A combination of interventions can significantly reduce falls. Experts recommend a physical activity regimen with balance, strength training and flexibility components; consulting with a health professional about getting a fall risk assessment; having medications reviewed periodically; getting eyes and hearing checked annually; and making sure the home environment is safe and supportive.
Senior centers across the United States have evidence-based programs like Matter of Balance and Tai Chi which help older adults gain strength, improve balance, and increase confidence.
Local Area Agencies on Aging will have information on these programs in Michigan – visit www.michigan.gov/aging to find services.

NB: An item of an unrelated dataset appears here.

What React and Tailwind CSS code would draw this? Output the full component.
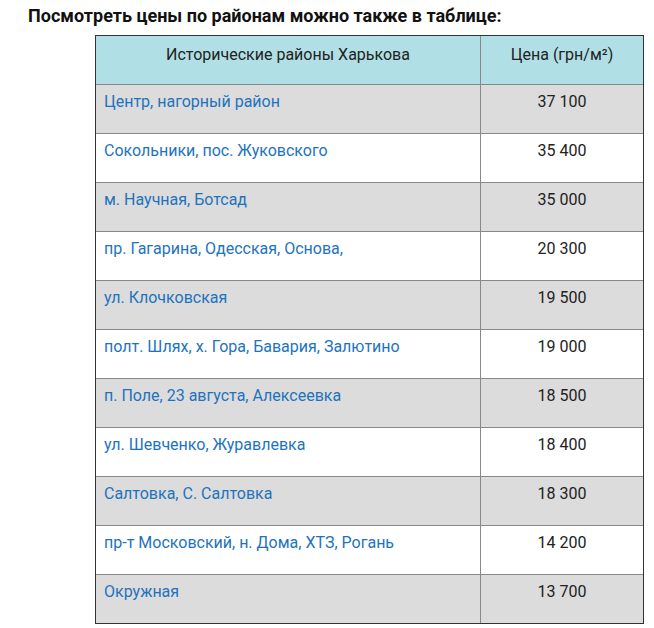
const rows = [
  ["Центр, нагорный район", "37 100"],
  ["Сокольники, пос. Жуковского", "35 400"],
  ["м. Научная, Ботсад", "35 000"],
  ["пр. Гагарина, Одесская, Основа,", "20 300"],
  ["ул. Клочковская", "19 500"],
  ["полт. Шлях, х. Гора, Бавария, Залютино", "19 000"],
  ["п. Поле, 23 августа, Алексеевка", "18 500"],
  ["ул. Шевченко, Журавлевка", "18 400"],
  ["Салтовка, С. Салтовка", "18 300"],
  ["пр-т Московский, н. Дома, ХТЗ, Рогань", "14 200"],
  ["Окружная", "13 700"],
]

export default function App() {
  return (
    <div className="bg-white w-[654px] h-[628px] overflow-hidden font-['Roboto',sans-serif]">
      <h2 className="pl-[28px] pt-[4px] text-[18px] leading-[24px] font-bold text-[#111]">
        Посмотреть цены по районам можно также в таблице:
      </h2>

      <div className="ml-[95px] mt-[7px] w-[549px] border border-[#333]">
        <div className="flex h-[48px] bg-[#b0dfe5] text-[16px] leading-[20px] text-[#222]">
          <div className="w-[385px] border-r border-[#888] text-center pt-[9px]">Исторические районы Харькова</div>
          <div className="flex-1 text-center pt-[9px]">Цена (грн/м²)</div>
        </div>
        {rows.map(([district, price], i) => (
          <div key={i} className={`flex h-[49px] border-t border-[#888] text-[16px] leading-[20px] ${i % 2 === 0 ? "bg-[#dcdcdc]" : "bg-white"}`}>
            <div className="w-[385px] border-r border-[#888] pl-[8px] pt-[7px] text-[#1e73be]">{district}</div>
            <div className="flex-1 text-center pt-[7px] text-[#222]">{price}</div>
          </div>
        ))}
      </div>
    </div>
  )
}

For resources and tips about how to work with your healthcare provider to prevent falls, visit www.michigan.gov/injuryprevention. To locate falls-prevention classes through the Great at Any Age program, visit www.greatatanyagemi.com to see what is being offered near you.
More information is available through the National Council on Aging, and from the Centers for Disease Control and Prevention (CDC). The CDC also offers Stopping Elderly Accidents, Deaths, & Injuries resources for health care providers at www.cdc.gov/steadi.